- PROBLEM TO SOLVE
Return all entries word for word, but drop any images.

- RECORD SET

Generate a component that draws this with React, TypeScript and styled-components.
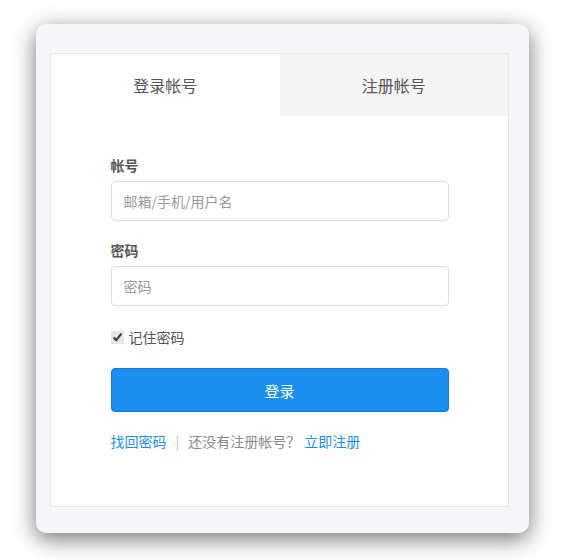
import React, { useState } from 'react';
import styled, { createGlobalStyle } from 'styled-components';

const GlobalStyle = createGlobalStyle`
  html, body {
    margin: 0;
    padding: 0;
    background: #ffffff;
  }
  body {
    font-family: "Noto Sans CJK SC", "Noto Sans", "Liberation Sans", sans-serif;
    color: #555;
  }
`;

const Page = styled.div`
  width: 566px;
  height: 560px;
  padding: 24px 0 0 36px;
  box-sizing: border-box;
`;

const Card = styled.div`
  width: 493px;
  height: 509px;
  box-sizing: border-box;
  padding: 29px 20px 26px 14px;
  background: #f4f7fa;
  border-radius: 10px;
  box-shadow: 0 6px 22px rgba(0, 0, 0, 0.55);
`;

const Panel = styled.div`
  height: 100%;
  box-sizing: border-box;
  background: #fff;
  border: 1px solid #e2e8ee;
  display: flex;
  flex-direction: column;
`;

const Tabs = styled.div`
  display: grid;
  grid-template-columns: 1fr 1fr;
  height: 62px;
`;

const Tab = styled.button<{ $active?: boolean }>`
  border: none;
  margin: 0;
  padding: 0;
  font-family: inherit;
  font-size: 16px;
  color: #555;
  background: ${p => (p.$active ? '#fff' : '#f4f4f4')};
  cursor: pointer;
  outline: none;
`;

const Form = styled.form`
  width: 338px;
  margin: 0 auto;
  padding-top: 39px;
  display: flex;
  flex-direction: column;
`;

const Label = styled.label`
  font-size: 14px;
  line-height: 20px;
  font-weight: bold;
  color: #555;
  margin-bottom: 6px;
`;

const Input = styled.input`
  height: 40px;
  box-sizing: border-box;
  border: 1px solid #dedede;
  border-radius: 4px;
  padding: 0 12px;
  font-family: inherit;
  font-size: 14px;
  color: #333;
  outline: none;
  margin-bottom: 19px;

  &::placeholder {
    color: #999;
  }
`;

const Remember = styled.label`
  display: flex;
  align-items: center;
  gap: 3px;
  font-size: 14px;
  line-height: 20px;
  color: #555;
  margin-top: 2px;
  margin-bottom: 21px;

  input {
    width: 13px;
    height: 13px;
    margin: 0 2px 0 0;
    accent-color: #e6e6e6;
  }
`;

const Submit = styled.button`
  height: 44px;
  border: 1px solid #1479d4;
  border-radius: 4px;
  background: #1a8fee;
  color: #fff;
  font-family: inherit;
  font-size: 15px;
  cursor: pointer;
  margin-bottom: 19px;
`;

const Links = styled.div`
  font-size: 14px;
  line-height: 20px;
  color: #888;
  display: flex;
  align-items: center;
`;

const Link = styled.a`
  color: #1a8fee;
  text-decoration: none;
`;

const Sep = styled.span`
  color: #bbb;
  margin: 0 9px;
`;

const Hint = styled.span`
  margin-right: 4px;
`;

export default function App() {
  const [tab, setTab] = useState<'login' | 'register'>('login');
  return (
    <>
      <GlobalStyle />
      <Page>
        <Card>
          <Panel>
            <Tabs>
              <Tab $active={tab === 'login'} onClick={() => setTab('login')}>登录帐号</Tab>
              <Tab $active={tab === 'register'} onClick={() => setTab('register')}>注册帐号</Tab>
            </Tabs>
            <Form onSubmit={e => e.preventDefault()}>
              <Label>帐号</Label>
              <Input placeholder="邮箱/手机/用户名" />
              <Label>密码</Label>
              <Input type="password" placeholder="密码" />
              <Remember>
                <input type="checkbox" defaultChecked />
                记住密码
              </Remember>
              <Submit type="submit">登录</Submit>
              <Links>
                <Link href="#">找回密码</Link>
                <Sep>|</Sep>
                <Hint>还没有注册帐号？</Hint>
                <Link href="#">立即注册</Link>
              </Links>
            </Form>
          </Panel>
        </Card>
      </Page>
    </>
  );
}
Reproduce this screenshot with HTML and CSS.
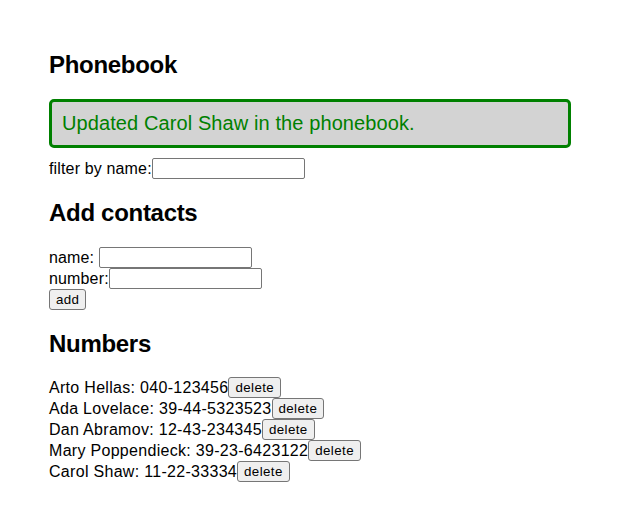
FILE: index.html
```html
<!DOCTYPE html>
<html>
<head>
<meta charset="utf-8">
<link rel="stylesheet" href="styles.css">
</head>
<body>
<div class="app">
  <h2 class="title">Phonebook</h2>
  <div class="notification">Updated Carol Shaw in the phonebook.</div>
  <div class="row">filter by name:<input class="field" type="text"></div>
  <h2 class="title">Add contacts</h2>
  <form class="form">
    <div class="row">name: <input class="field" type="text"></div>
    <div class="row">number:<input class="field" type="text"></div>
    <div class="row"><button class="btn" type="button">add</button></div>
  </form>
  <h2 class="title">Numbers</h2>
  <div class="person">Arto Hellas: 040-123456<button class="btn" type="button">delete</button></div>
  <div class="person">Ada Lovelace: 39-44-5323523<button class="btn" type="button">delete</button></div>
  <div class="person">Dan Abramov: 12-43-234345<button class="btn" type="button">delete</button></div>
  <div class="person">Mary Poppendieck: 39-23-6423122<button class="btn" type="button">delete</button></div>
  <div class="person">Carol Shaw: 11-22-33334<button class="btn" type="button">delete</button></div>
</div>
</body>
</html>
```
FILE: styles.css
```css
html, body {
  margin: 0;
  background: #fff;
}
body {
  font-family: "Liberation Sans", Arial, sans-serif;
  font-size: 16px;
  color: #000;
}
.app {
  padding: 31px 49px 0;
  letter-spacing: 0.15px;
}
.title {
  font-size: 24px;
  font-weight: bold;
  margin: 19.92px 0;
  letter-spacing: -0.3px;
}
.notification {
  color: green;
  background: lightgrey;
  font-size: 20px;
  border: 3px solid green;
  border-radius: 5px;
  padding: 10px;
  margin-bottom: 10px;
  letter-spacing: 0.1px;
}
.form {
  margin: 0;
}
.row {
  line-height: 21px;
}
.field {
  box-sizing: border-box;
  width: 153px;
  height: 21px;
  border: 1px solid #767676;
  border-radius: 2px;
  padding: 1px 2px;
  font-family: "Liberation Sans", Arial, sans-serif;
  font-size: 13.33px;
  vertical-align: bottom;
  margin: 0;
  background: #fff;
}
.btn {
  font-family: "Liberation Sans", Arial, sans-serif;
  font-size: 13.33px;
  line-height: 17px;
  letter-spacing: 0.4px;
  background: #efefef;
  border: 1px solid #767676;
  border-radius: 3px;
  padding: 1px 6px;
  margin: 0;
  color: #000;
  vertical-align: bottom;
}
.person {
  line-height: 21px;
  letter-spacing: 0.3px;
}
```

- PROBLEM SOLUTION
Generate a component that draws this with React, TypeScript and styled-components.
import React, { useState } from 'react';
import styled, { createGlobalStyle } from 'styled-components';

const GlobalStyle = createGlobalStyle`
  html, body {
    margin: 0;
    padding: 0;
    background: #ffffff;
  }
  body {
    font-family: "Noto Sans CJK SC", "Noto Sans", "Liberation Sans", sans-serif;
    color: #555;
  }
`;

const Page = styled.div`
  width: 566px;
  height: 560px;
  padding: 24px 0 0 36px;
  box-sizing: border-box;
`;

const Card = styled.div`
  width: 493px;
  height: 509px;
  box-sizing: border-box;
  padding: 29px 20px 26px 14px;
  background: #f4f7fa;
  border-radius: 10px;
  box-shadow: 0 6px 22px rgba(0, 0, 0, 0.55);
`;

const Panel = styled.div`
  height: 100%;
  box-sizing: border-box;
  background: #fff;
  border: 1px solid #e2e8ee;
  display: flex;
  flex-direction: column;
`;

const Tabs = styled.div`
  display: grid;
  grid-template-columns: 1fr 1fr;
  height: 62px;
`;

const Tab = styled.button<{ $active?: boolean }>`
  border: none;
  margin: 0;
  padding: 0;
  font-family: inherit;
  font-size: 16px;
  color: #555;
  background: ${p => (p.$active ? '#fff' : '#f4f4f4')};
  cursor: pointer;
  outline: none;
`;

const Form = styled.form`
  width: 338px;
  margin: 0 auto;
  padding-top: 39px;
  display: flex;
  flex-direction: column;
`;

const Label = styled.label`
  font-size: 14px;
  line-height: 20px;
  font-weight: bold;
  color: #555;
  margin-bottom: 6px;
`;

const Input = styled.input`
  height: 40px;
  box-sizing: border-box;
  border: 1px solid #dedede;
  border-radius: 4px;
  padding: 0 12px;
  font-family: inherit;
  font-size: 14px;
  color: #333;
  outline: none;
  margin-bottom: 19px;

  &::placeholder {
    color: #999;
  }
`;

const Remember = styled.label`
  display: flex;
  align-items: center;
  gap: 3px;
  font-size: 14px;
  line-height: 20px;
  color: #555;
  margin-top: 2px;
  margin-bottom: 21px;

  input {
    width: 13px;
    height: 13px;
    margin: 0 2px 0 0;
    accent-color: #e6e6e6;
  }
`;

const Submit = styled.button`
  height: 44px;
  border: 1px solid #1479d4;
  border-radius: 4px;
  background: #1a8fee;
  color: #fff;
  font-family: inherit;
  font-size: 15px;
  cursor: pointer;
  margin-bottom: 19px;
`;

const Links = styled.div`
  font-size: 14px;
  line-height: 20px;
  color: #888;
  display: flex;
  align-items: center;
`;

const Link = styled.a`
  color: #1a8fee;
  text-decoration: none;
`;

const Sep = styled.span`
  color: #bbb;
  margin: 0 9px;
`;

const Hint = styled.span`
  margin-right: 4px;
`;

export default function App() {
  const [tab, setTab] = useState<'login' | 'register'>('login');
  return (
    <>
      <GlobalStyle />
      <Page>
        <Card>
          <Panel>
            <Tabs>
              <Tab $active={tab === 'login'} onClick={() => setTab('login')}>登录帐号</Tab>
              <Tab $active={tab === 'register'} onClick={() => setTab('register')}>注册帐号</Tab>
            </Tabs>
            <Form onSubmit={e => e.preventDefault()}>
              <Label>帐号</Label>
              <Input placeholder="邮箱/手机/用户名" />
              <Label>密码</Label>
              <Input type="password" placeholder="密码" />
              <Remember>
                <input type="checkbox" defaultChecked />
                记住密码
              </Remember>
              <Submit type="submit">登录</Submit>
              <Links>
                <Link href="#">找回密码</Link>
                <Sep>|</Sep>
                <Hint>还没有注册帐号？</Hint>
                <Link href="#">立即注册</Link>
              </Links>
            </Form>
          </Panel>
        </Card>
      </Page>
    </>
  );
}
Reproduce this screenshot with HTML and CSS.
FILE: index.html
```html
<!DOCTYPE html>
<html>
<head>
<meta charset="utf-8">
<link rel="stylesheet" href="styles.css">
</head>
<body>
<div class="app">
  <h2 class="title">Phonebook</h2>
  <div class="notification">Updated Carol Shaw in the phonebook.</div>
  <div class="row">filter by name:<input class="field" type="text"></div>
  <h2 class="title">Add contacts</h2>
  <form class="form">
    <div class="row">name: <input class="field" type="text"></div>
    <div class="row">number:<input class="field" type="text"></div>
    <div class="row"><button class="btn" type="button">add</button></div>
  </form>
  <h2 class="title">Numbers</h2>
  <div class="person">Arto Hellas: 040-123456<button class="btn" type="button">delete</button></div>
  <div class="person">Ada Lovelace: 39-44-5323523<button class="btn" type="button">delete</button></div>
  <div class="person">Dan Abramov: 12-43-234345<button class="btn" type="button">delete</button></div>
  <div class="person">Mary Poppendieck: 39-23-6423122<button class="btn" type="button">delete</button></div>
  <div class="person">Carol Shaw: 11-22-33334<button class="btn" type="button">delete</button></div>
</div>
</body>
</html>
```
FILE: styles.css
```css
html, body {
  margin: 0;
  background: #fff;
}
body {
  font-family: "Liberation Sans", Arial, sans-serif;
  font-size: 16px;
  color: #000;
}
.app {
  padding: 31px 49px 0;
  letter-spacing: 0.15px;
}
.title {
  font-size: 24px;
  font-weight: bold;
  margin: 19.92px 0;
  letter-spacing: -0.3px;
}
.notification {
  color: green;
  background: lightgrey;
  font-size: 20px;
  border: 3px solid green;
  border-radius: 5px;
  padding: 10px;
  margin-bottom: 10px;
  letter-spacing: 0.1px;
}
.form {
  margin: 0;
}
.row {
  line-height: 21px;
}
.field {
  box-sizing: border-box;
  width: 153px;
  height: 21px;
  border: 1px solid #767676;
  border-radius: 2px;
  padding: 1px 2px;
  font-family: "Liberation Sans", Arial, sans-serif;
  font-size: 13.33px;
  vertical-align: bottom;
  margin: 0;
  background: #fff;
}
.btn {
  font-family: "Liberation Sans", Arial, sans-serif;
  font-size: 13.33px;
  line-height: 17px;
  letter-spacing: 0.4px;
  background: #efefef;
  border: 1px solid #767676;
  border-radius: 3px;
  padding: 1px 6px;
  margin: 0;
  color: #000;
  vertical-align: bottom;
}
.person {
  line-height: 21px;
  letter-spacing: 0.3px;
}
```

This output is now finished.